According to the Muscatine Journal front-page feature story (Friday, July 7), Muscatine filmmaker Chad Bishop wants to portray Norman Baker as "the father of modern-day wellness" because he introduced people to alternative medicine before it became mainstream. That is complete rubbish and should be treated as such. Baker took advantage of people who believed he could cure cancer with a "concoction of watermelon seeds, clover, corn silk and water." That is not alternative medicine and he never cured cancer in anyone.

Baker was a showman who convinced people he could cure cancer, when all he wanted was their money. It is beyond belief that Bishop thinks Baker should be immortalized as a Muscatine tourist attraction.

The only believable part of the story was where Max Churchill was quoted as saying that Baker was a crook.
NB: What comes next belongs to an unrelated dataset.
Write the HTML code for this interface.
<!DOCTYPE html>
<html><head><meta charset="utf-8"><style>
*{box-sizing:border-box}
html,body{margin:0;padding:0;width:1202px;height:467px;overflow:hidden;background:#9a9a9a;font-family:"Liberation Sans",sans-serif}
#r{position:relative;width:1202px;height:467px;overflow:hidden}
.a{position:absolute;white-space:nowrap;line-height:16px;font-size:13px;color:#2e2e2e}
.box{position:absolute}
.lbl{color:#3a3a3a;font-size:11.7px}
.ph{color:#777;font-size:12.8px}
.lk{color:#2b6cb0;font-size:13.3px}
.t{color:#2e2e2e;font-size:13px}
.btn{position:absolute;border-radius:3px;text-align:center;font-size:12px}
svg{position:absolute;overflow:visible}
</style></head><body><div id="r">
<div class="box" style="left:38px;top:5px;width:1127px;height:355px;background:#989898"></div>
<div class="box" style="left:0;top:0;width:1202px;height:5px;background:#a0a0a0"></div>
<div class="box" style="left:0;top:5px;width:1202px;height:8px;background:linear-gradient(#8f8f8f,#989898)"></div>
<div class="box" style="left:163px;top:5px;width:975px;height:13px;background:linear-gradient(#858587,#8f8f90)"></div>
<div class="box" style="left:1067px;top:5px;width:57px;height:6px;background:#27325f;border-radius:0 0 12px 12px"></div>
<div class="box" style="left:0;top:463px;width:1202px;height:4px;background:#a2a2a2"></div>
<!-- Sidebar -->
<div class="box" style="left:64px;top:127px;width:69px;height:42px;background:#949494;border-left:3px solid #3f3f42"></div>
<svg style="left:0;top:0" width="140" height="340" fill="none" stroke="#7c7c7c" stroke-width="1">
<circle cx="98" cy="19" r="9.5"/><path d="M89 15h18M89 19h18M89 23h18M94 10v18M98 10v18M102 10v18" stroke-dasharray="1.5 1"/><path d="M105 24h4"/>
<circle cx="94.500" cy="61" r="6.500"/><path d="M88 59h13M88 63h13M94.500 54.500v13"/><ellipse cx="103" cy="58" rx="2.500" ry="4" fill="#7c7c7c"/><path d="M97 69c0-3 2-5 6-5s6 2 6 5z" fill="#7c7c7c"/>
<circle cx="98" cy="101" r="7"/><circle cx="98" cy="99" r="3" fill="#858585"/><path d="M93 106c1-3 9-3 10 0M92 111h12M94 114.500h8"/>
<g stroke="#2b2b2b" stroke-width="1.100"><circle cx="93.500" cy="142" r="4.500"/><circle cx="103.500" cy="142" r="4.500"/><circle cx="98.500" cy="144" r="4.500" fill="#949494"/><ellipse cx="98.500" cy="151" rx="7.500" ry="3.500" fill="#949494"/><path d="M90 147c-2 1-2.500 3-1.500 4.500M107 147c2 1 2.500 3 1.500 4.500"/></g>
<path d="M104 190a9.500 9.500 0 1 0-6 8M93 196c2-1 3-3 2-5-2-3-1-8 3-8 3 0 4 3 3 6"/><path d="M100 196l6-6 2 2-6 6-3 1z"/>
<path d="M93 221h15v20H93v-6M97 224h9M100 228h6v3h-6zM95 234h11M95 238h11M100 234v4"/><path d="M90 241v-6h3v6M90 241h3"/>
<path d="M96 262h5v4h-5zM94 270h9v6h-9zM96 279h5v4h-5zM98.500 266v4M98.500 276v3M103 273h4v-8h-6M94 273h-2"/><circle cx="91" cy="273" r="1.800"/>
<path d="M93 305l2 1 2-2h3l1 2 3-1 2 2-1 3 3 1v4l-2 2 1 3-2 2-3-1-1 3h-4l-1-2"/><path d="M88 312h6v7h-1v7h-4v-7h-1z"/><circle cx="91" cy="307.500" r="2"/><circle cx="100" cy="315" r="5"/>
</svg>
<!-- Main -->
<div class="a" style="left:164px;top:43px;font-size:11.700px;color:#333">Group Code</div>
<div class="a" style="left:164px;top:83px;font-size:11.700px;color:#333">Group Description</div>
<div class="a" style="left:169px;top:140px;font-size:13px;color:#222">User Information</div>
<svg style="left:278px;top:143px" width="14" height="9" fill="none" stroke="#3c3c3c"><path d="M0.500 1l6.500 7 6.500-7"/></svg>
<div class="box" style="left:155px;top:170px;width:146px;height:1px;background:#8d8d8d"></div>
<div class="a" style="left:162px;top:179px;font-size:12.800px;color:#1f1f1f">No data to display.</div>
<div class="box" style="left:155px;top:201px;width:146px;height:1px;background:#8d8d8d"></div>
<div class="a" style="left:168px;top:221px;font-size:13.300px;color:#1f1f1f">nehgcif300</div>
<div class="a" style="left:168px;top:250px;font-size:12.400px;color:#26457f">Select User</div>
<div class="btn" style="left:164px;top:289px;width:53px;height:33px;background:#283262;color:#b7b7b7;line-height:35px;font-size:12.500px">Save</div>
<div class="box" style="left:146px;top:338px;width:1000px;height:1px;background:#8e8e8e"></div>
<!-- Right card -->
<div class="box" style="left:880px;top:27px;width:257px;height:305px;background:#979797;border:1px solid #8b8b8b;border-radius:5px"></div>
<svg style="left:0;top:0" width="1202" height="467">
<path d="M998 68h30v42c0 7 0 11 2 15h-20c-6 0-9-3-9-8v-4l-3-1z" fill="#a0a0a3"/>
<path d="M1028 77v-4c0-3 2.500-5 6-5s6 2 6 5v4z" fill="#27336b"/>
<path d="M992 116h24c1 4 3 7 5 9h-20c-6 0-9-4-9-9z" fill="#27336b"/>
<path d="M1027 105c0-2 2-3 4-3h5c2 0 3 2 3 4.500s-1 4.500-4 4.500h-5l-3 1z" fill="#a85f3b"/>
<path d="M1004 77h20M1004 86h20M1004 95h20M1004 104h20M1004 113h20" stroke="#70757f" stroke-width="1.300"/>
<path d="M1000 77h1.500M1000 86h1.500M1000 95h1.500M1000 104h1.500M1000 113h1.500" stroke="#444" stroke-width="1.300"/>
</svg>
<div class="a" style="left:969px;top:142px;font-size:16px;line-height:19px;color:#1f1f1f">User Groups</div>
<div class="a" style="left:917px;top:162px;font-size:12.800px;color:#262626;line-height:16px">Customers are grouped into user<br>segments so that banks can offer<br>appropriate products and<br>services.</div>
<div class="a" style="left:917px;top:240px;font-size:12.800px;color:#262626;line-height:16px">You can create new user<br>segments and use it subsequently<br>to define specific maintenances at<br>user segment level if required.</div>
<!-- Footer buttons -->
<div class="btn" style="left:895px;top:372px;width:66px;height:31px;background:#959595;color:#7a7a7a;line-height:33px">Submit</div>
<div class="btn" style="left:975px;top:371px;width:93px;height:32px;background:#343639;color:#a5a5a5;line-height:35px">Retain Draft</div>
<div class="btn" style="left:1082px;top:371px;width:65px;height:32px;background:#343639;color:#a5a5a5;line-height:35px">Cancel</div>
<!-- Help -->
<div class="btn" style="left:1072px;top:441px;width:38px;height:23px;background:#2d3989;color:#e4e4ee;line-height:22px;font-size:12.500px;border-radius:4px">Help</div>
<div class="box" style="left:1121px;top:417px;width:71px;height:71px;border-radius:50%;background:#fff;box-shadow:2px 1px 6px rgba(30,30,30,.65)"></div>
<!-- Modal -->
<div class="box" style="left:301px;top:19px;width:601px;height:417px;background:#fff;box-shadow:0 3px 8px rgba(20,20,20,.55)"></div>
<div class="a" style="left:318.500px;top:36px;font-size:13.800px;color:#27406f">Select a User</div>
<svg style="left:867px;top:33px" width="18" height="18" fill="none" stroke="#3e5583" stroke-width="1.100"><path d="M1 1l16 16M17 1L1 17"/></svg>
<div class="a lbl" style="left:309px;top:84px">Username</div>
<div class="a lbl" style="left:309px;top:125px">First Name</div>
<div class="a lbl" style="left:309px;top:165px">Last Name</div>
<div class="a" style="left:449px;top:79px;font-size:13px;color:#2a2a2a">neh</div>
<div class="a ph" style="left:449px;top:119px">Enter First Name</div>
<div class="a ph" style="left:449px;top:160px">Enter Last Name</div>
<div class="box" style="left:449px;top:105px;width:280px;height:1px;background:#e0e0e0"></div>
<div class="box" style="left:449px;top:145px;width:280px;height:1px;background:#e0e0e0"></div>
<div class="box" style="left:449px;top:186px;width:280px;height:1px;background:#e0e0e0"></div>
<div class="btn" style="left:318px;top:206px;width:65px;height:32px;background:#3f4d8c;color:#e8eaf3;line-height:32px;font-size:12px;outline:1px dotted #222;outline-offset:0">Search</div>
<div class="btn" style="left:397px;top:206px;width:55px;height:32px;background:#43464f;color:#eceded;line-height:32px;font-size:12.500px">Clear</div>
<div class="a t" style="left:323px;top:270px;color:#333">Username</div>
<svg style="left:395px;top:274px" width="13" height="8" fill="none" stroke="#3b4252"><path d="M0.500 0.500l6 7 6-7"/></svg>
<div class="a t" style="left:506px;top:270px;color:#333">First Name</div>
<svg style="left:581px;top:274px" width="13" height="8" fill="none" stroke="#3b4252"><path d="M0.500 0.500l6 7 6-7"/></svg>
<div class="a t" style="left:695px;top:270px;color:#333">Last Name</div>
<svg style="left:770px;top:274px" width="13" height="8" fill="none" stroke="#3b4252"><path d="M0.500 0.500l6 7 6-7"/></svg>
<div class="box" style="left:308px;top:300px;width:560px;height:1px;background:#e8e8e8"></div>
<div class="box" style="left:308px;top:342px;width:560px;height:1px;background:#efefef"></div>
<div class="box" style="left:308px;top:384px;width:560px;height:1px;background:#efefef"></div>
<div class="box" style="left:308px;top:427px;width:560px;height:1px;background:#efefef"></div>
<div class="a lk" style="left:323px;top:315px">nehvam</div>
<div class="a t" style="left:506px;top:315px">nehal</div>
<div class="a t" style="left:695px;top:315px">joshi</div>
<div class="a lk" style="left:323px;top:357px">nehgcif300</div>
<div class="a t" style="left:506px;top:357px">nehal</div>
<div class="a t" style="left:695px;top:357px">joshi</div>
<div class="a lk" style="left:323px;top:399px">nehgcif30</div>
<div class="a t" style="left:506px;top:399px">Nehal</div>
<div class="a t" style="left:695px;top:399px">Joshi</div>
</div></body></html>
Churchill, who has studied Baker's life extensively, said Baker was "bad." I am sure Churchill had a lot more to say in the interview with the Journal reporter.

This all happened many years before my time at the Journal, but it is my understanding that the Journal played a strong role with others in getting Baker run out of Muscatine. Baker should be remembered for the dubious quack that he was, and nothing more. He could have made money with his invention of the Tangley calliaphone, but he chose to be a crooked fraud instead.

Gil Dietz


Editor's note: Gil Dietz was the editor of the Muscatine Journal from 1958-1990.